Nov 19, 2012

Album Review: Corb Lund - Cabin Fever

By Kelcy Salisbury

Corb Lund, as I’ve said before, is the Canadian singer who should be a superstar rather than Justin Beiber or (showing my age) Bryan Adams. And that’s probably the first time his name has appeared in a sentence with Justin Beiber.

On August 14th Corb released his most ambitious project to date, the 26 track (if you buy the deluxe edition) Cabin Fever. Now I’m a fan of Corb’s work, I’ve bought all his albums since he started playing with the Hurtin’ Albertans, back around a decade ago, so I don’t consider myself completely impartial but I do believe Corb’s albums have progressively improved with each release, a rare thing indeed.

Cabin Fever kicks off with the politically charged Getting’ Down On The Mountain, a song that feels to me like a bit of a companion piece to The Truth Comes Out from his previous album, Losin’ Lately Gambler. From there it swerves almost into Matt King territory with the macabre humor of Dig Gravedigger Dig. This 1-2-3 punch is completed by Bible On The Dash, a classic Corb Lund road tale kicked up into a higher gear as a duet with Hayes Carll.
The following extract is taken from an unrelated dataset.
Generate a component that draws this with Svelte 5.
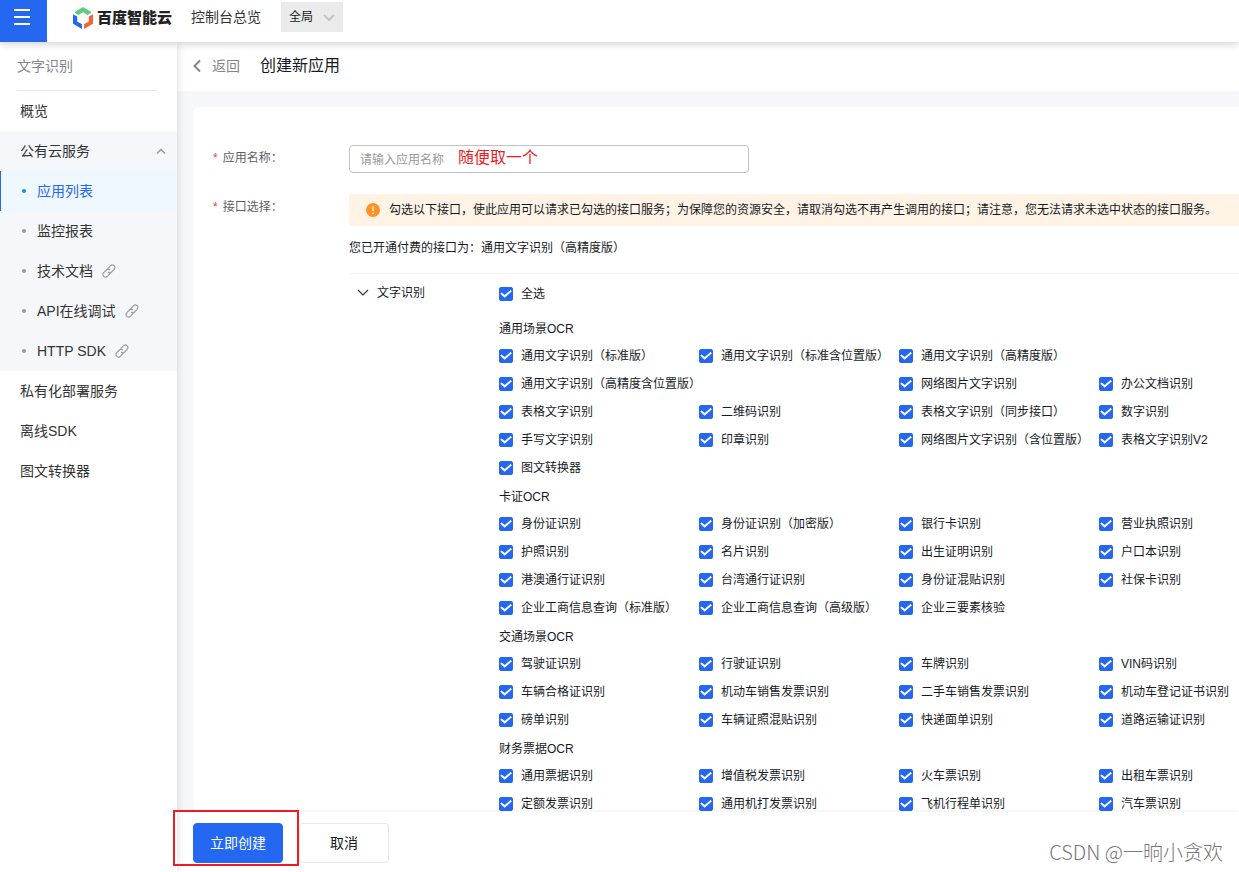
<script lang="ts">
  type Entry = { label: string; wide?: boolean };
  type Group = { title: string; entries: Entry[] };

  // Labels of 15 characters and more take two columns
  function entries(labels: string[]): Entry[] {
    return labels.map((label) => ({ label, wide: label.length > 14 }));
  }

  const groups: Group[] = [
    {
      title: '通用场景OCR',
      entries: entries([
        '通用文字识别（标准版）', '通用文字识别（标准含位置版）', '通用文字识别（高精度版）',
        '通用文字识别（高精度含位置版）', '网络图片文字识别', '办公文档识别',
        '表格文字识别', '二维码识别', '表格文字识别（同步接口）', '数字识别',
        '手写文字识别', '印章识别', '网络图片文字识别（含位置版）', '表格文字识别V2',
        '图文转换器',
      ]),
    },
    {
      title: '卡证OCR',
      entries: entries([
        '身份证识别', '身份证识别（加密版）', '银行卡识别', '营业执照识别',
        '护照识别', '名片识别', '出生证明识别', '户口本识别',
        '港澳通行证识别', '台湾通行证识别', '身份证混贴识别', '社保卡识别',
        '企业工商信息查询（标准版）', '企业工商信息查询（高级版）', '企业三要素核验',
      ]),
    },
    {
      title: '交通场景OCR',
      entries: entries([
        '驾驶证识别', '行驶证识别', '车牌识别', 'VIN码识别',
        '车辆合格证识别', '机动车销售发票识别', '二手车销售发票识别', '机动车登记证书识别',
        '磅单识别', '车辆证照混贴识别', '快递面单识别', '道路运输证识别',
      ]),
    },
    {
      title: '财务票据OCR',
      entries: entries([
        '通用票据识别', '增值税发票识别', '火车票识别', '出租车票识别',
        '定额发票识别', '通用机打发票识别', '飞机行程单识别', '汽车票识别',
      ]),
    },
  ];

  const subItems = [
    { label: '应用列表', active: true, link: false },
    { label: '监控报表', active: false, link: false },
    { label: '技术文档', active: false, link: true },
    { label: 'API在线调试', active: false, link: true },
    { label: 'HTTP SDK', active: false, link: true },
  ];
</script>

<div class="console">
  <header class="topbar">
    <button class="menu-btn" aria-label="菜单">
      <svg width="18" height="18" viewBox="0 0 18 18">
        <path d="M1 2h16M1 9h16M1 16h16" stroke="#fff" stroke-width="2" />
      </svg>
    </button>
    <a class="brand" href="#home">
      <svg width="20" height="22" viewBox="0 0 20 22">
        <path d="M2 4.8 10 0l8 4.8V6l-3.5 2L10 5.2 5.5 8 2 6z" fill="#5fcb83" />
        <path d="M0 7.2l4.2 2.3v5L9 17.3V22l-9-5.2z" fill="#2468f2" />
        <path d="M20 7.2l-4.2 2.3v5L11 17.3V22l9-5.2z" fill="#f2633a" />
      </svg>
      <span>百度智能云</span>
    </a>
    <a class="overview" href="#overview">控制台总览</a>
    <div class="region">
      <select aria-label="区域">
        <option>全局</option>
      </select>
      <svg width="12" height="8" viewBox="0 0 12 8">
        <path d="M1 1l5 5 5-5" fill="none" stroke="#c3c5c9" stroke-width="2" />
      </svg>
    </div>
  </header>

  <div class="body">
    <nav class="sidebar">
      <h2>文字识别</h2>
      <a class="item" href="#summary">概览</a>
      <div class="submenu">
        <button class="item toggle">
          公有云服务
          <svg width="10" height="6" viewBox="0 0 10 6">
            <path d="M1 5.5l4-4 4 4" fill="none" stroke="#999" stroke-width="1.5" />
          </svg>
        </button>
        {#each subItems as item}
          <a class="item sub" class:active={item.active} href="#sub">
            <i class="dot"></i>
            {item.label}
            {#if item.link}
              <svg class="link" width="14" height="14" viewBox="0 0 14 14">
                <g fill="none" stroke="#999" stroke-width="1.1" stroke-linecap="round">
                  <path d="M6 4.3l2.4-2.5a2.5 2.5 0 0 1 3.8 3.6L9.6 8a2.4 2.4 0 0 1-3.2.2" />
                  <path d="M8 9.7l-2.4 2.5a2.5 2.5 0 0 1-3.8-3.6L4.4 6a2.4 2.4 0 0 1 3.2-.2" />
                </g>
              </svg>
            {/if}
          </a>
        {/each}
      </div>
      <a class="item" href="#private">私有化部署服务</a>
      <a class="item" href="#offline">离线SDK</a>
      <a class="item" href="#converter">图文转换器</a>
    </nav>

    <main>
      <div class="page-head">
        <a class="back" href="#back">
          <svg width="8" height="14" viewBox="0 0 8 14">
            <path d="M7 1.5L1.5 7 7 12.5" fill="none" stroke="#84868c" stroke-width="2" />
          </svg>
          返回
        </a>
        <h1>创建新应用</h1>
      </div>

      <div class="scroll">
        <form class="card" id="create-app">
          <div class="row">
            <label class="label" for="app-name"><em>*</em>应用名称：</label>
            <div class="name-field">
              <input id="app-name" type="text" placeholder="请输入应用名称" />
              <span class="note">随便取一个</span>
            </div>
          </div>

          <div class="row">
            <span class="label"><em>*</em>接口选择：</span>
            <div class="field">
              <div class="alert">
                <svg width="14" height="14" viewBox="0 0 14 14">
                  <circle cx="7" cy="7" r="7" fill="#ff9326" />
                  <path d="M7 3v5M7 9.5v1.5" stroke="#fff3e6" stroke-width="1.4" />
                </svg>
                勾选以下接口，使此应用可以请求已勾选的接口服务；为保障您的资源安全，请取消勾选不再产生调用的接口；请注意，您无法请求未选中状态的接口服务。
              </div>
              <p class="paid">您已开通付费的接口为：通用文字识别（高精度版）</p>
              <div class="apis">
                <button type="button" class="fold">
                  <svg width="12" height="8" viewBox="0 0 12 8">
                    <path d="M1 1l5 5 5-5" fill="none" stroke="#303540" stroke-width="1.2" />
                  </svg>
                  文字识别
                </button>
                <div class="lists">
                  <label class="check all"><input type="checkbox" checked />全选</label>
                  {#each groups as group}
                    <fieldset>
                      <legend>{group.title}</legend>
                      <div class="grid">
                        {#each group.entries as entry}
                          <label class="check" class:wide={entry.wide}>
                            <input type="checkbox" checked />{entry.label}
                          </label>
                        {/each}
                      </div>
                    </fieldset>
                  {/each}
                </div>
              </div>
            </div>
          </div>
        </form>
      </div>

      <footer>
        <div class="submit">
          <button class="primary" type="submit" form="create-app">立即创建</button>
          <span class="marker"></span>
        </div>
        <button class="cancel" type="button">取消</button>
        <span class="watermark">CSDN @一晌小贪欢</span>
      </footer>
    </main>
  </div>
</div>

<style>
  :global(body) {
    margin: 0;
    font-family: 'Liberation Sans', 'Noto Sans CJK SC', sans-serif;
    font-size: 12px;
    line-height: 20px;
    color: #151b26;
  }

  .console {
    display: flex;
    flex-direction: column;
    height: 100vh;
    overflow: hidden;
    background: #f6f7f9;
  }

  .console * {
    box-sizing: border-box;
  }

  a {
    color: inherit;
    text-decoration: none;
  }

  button,
  input,
  select {
    margin: 0;
    font: inherit;
    color: inherit;
  }

  button {
    cursor: pointer;
  }

  svg {
    flex: none;
  }

  .topbar {
    position: relative;
    z-index: 3;
    flex: none;
    display: flex;
    height: 42px;
    background: #fff;
    box-shadow: 0 2px 8px rgba(0, 0, 0, 0.18);
  }

  .menu-btn {
    width: 47px;
    padding: 0 3px 8px 0;
    border: 0;
    background: #2468f2;
  }

  .menu-btn svg {
    display: block;
    margin: 0 auto;
  }

  .brand {
    display: flex;
    align-items: center;
    gap: 4px;
    height: 35px;
    margin-left: 26px;
    font-size: 15px;
    font-weight: 900;
    color: #222;
  }

  .overview {
    height: 34px;
    margin-left: 19px;
    font-size: 14px;
    line-height: 34px;
    color: #333;
  }

  .region {
    position: relative;
    width: 62px;
    height: 30px;
    margin: 2px 0 0 20px;
  }

  .region select {
    width: 100%;
    height: 100%;
    padding: 0 8px;
    border: 0;
    border-radius: 0;
    background: #ebebeb;
    appearance: none;
  }

  .region svg {
    position: absolute;
    top: 12px;
    right: 8px;
    pointer-events: none;
  }

  .body {
    flex: 1;
    display: flex;
    min-height: 0;
  }

  .sidebar {
    position: relative;
    z-index: 1;
    flex: none;
    width: 177px;
    background: #fff;
    box-shadow: 1px 0 8px rgba(0, 0, 0, 0.12);
    font-size: 14px;
  }

  .sidebar h2 {
    margin: 0 20px 0 17px;
    border-bottom: 1px solid #e8e9eb;
    font-size: 14px;
    font-weight: 400;
    line-height: 48px;
    color: #84868c;
  }

  .item {
    display: flex;
    align-items: center;
    width: 100%;
    height: 40px;
    padding: 0 11px 0 20px;
    border: 0;
    background: none;
    color: #333;
  }

  .toggle {
    justify-content: space-between;
  }

  .submenu {
    background: #f5f7fa;
  }

  .sub {
    padding-left: 22px;
  }

  .dot {
    width: 4px;
    height: 4px;
    margin-right: 11px;
    border-radius: 50%;
    background: #999;
  }

  .link {
    margin-left: 9px;
  }

  .active {
    background: #f0f8ff;
    box-shadow: inset 1px 0 #2468f2;
    color: #2468f2;
  }

  .active .dot {
    background: #108cee;
  }

  main {
    flex: 1;
    display: flex;
    flex-direction: column;
    min-width: 0;
  }

  .page-head {
    flex: none;
    display: flex;
    align-items: center;
    gap: 20px;
    height: 49px;
    padding: 0 16px 2px;
    background: #fff;
  }

  .back {
    display: flex;
    align-items: center;
    gap: 11px;
    font-size: 14px;
    color: #84868c;
  }

  h1 {
    margin: 0;
    font-size: 16px;
    font-weight: 400;
  }

  .scroll {
    flex: 1;
    min-height: 0;
    padding: 16px 0 0 16px;
    overflow: hidden auto;
    scrollbar-width: none;
  }

  .card {
    padding: 38px 0 40px 20px;
    border-radius: 6px 0 0 0;
    background: #fff;
  }

  .row {
    display: flex;
    margin-bottom: 21px;
  }

  .label {
    flex: none;
    width: 136px;
    line-height: 26px;
    color: #5c5f66;
  }

  .label em {
    margin-right: 5px;
    font-style: normal;
    color: #f33e3e;
  }

  .name-field {
    position: relative;
    width: 400px;
  }

  .name-field input {
    display: block;
    width: 100%;
    height: 28px;
    padding: 1px 10px 0;
    border: 1px solid #c0c2c6;
    border-radius: 4px;
    background: #fff;
  }

  .name-field input::placeholder {
    color: #999;
  }

  .note {
    position: absolute;
    top: 0;
    left: 109px;
    font-size: 16px;
    line-height: 26px;
    color: #ed1c24;
    pointer-events: none;
  }

  .field {
    flex: 1;
    min-width: 0;
  }

  .alert {
    display: flex;
    align-items: center;
    gap: 9px;
    height: 32px;
    padding-left: 17px;
    border-radius: 4px 0 0 4px;
    background: #fff3e6;
    white-space: nowrap;
  }

  .paid {
    margin: 12px 0 15px;
  }

  .apis {
    display: flex;
    align-items: flex-start;
    padding-top: 6px;
    border-top: 1px solid #f0f1f2;
  }

  .fold {
    flex: none;
    display: flex;
    align-items: center;
    gap: 8px;
    width: 150px;
    height: 26px;
    padding: 0 0 0 8px;
    border: 0;
    background: none;
  }

  .check {
    display: flex;
    align-items: center;
    gap: 8px;
    height: 28px;
    white-space: nowrap;
  }

  .all {
    margin-bottom: 6px;
  }

  .wide {
    grid-column: span 2;
  }

  .check input {
    flex: none;
    display: grid;
    place-items: center;
    width: 14px;
    height: 14px;
    border: 1px solid #b8babf;
    border-radius: 2px;
    appearance: none;
  }

  .check input:checked {
    border-color: #2468f2;
    background: #2468f2;
  }

  .check input:checked::before {
    content: '';
    width: 12px;
    height: 8px;
    background: #fff;
    clip-path: polygon(2% 46%, 14% 30%, 39% 64%, 88% 0, 99% 15%, 39% 98%);
  }

  fieldset {
    margin: 0;
    padding: 0;
    border: 0;
  }

  legend {
    padding: 2px 0 0;
    line-height: 26px;
  }

  .grid {
    display: grid;
    grid-template-columns: repeat(4, 200px);
  }

  footer {
    position: relative;
    flex: none;
    display: flex;
    align-items: center;
    gap: 16px;
    height: 60px;
    padding: 2px 16px 0;
    background: #fff;
    box-shadow: 0 -1px 4px rgba(0, 0, 0, 0.06);
    font-size: 14px;
  }

  .submit {
    position: relative;
  }

  .primary,
  .cancel {
    display: block;
    width: 90px;
    height: 40px;
    padding: 0;
    border: 1px solid #e8e9eb;
    border-radius: 4px;
    background: #fff;
  }

  .primary {
    border-color: #2468f2;
    background: #2468f2;
    color: #fff;
  }

  .marker {
    position: absolute;
    z-index: 2;
    inset: -13px -16px -3px -20px;
    border: 2px solid #ed1c24;
    pointer-events: none;
  }

  .watermark {
    margin: 18px 0 0 auto;
    font-family: 'Noto Sans CJK SC', sans-serif;
    font-size: 20px;
    font-weight: 300;
    color: #777;
  }
</style>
The album continues to draw on all Corb’s varied influences ranging from bluegrass, to punk, to rockabilly and classic cowboy music but somehow it all hangs together as a whole as Corb’s road worn voice narrates tales of ranching (Cows Around), running too fast on a motorcycle made in Germany (Mein Duetches Motorrad), death (Priceless Antique Pistol & Pour ‘Em Kinda Strong), wild girlfriends (Gothest Girl I Can), heartbreak (September & One Left In The Chamber).

I could break down each song, but I’m sure others will do a better job than I could, the bottom line is that this is a strong though wide-ranging and sometimes scattered effort. If you’ve never listened to Corb this might not be the best album to start with (although it’s certainly a good one). I’d recommend Hair In My Eyes Like A Highland Steer or Losin’ Lately Gambler for an introduction. If you’re already a fan I don’t have to tell you that you’ll enjoy this one. If you’re a fan of old-school cowboy music there’s something here for you. The same goes for fans of the folk stylings of Ian Tyson. There’s even some yodeling, featured in most of Corb’s albums. Hayes Carll fans will want to own it just for Bible On The Dash. It’s certainly Corb’s most ambitious and far ranging album, there’s even a strong Beach Boys influence on one song. I found it to be a fun and satisfying album. The mix is perfect throughout, the musicianship is great, and the storytelling is great, the true hallmark of Corb Lund’s music.

If I had to give it a grade I’d say 4.5 out of 5 stars. Corb may be an acquired taste, but he’s a taste well worth acquiring.

Buy it here or elsewhere:


  1. I wholeheartedly agree with your review. Just one correction: The Truth Comes Out is not on Losin' Lately Gambler.

    1. I was starting to think I was crazy, given how many times I've listened to that album.

  2. That's how it's listed on my iPod but apparently that's wrong. Thanks.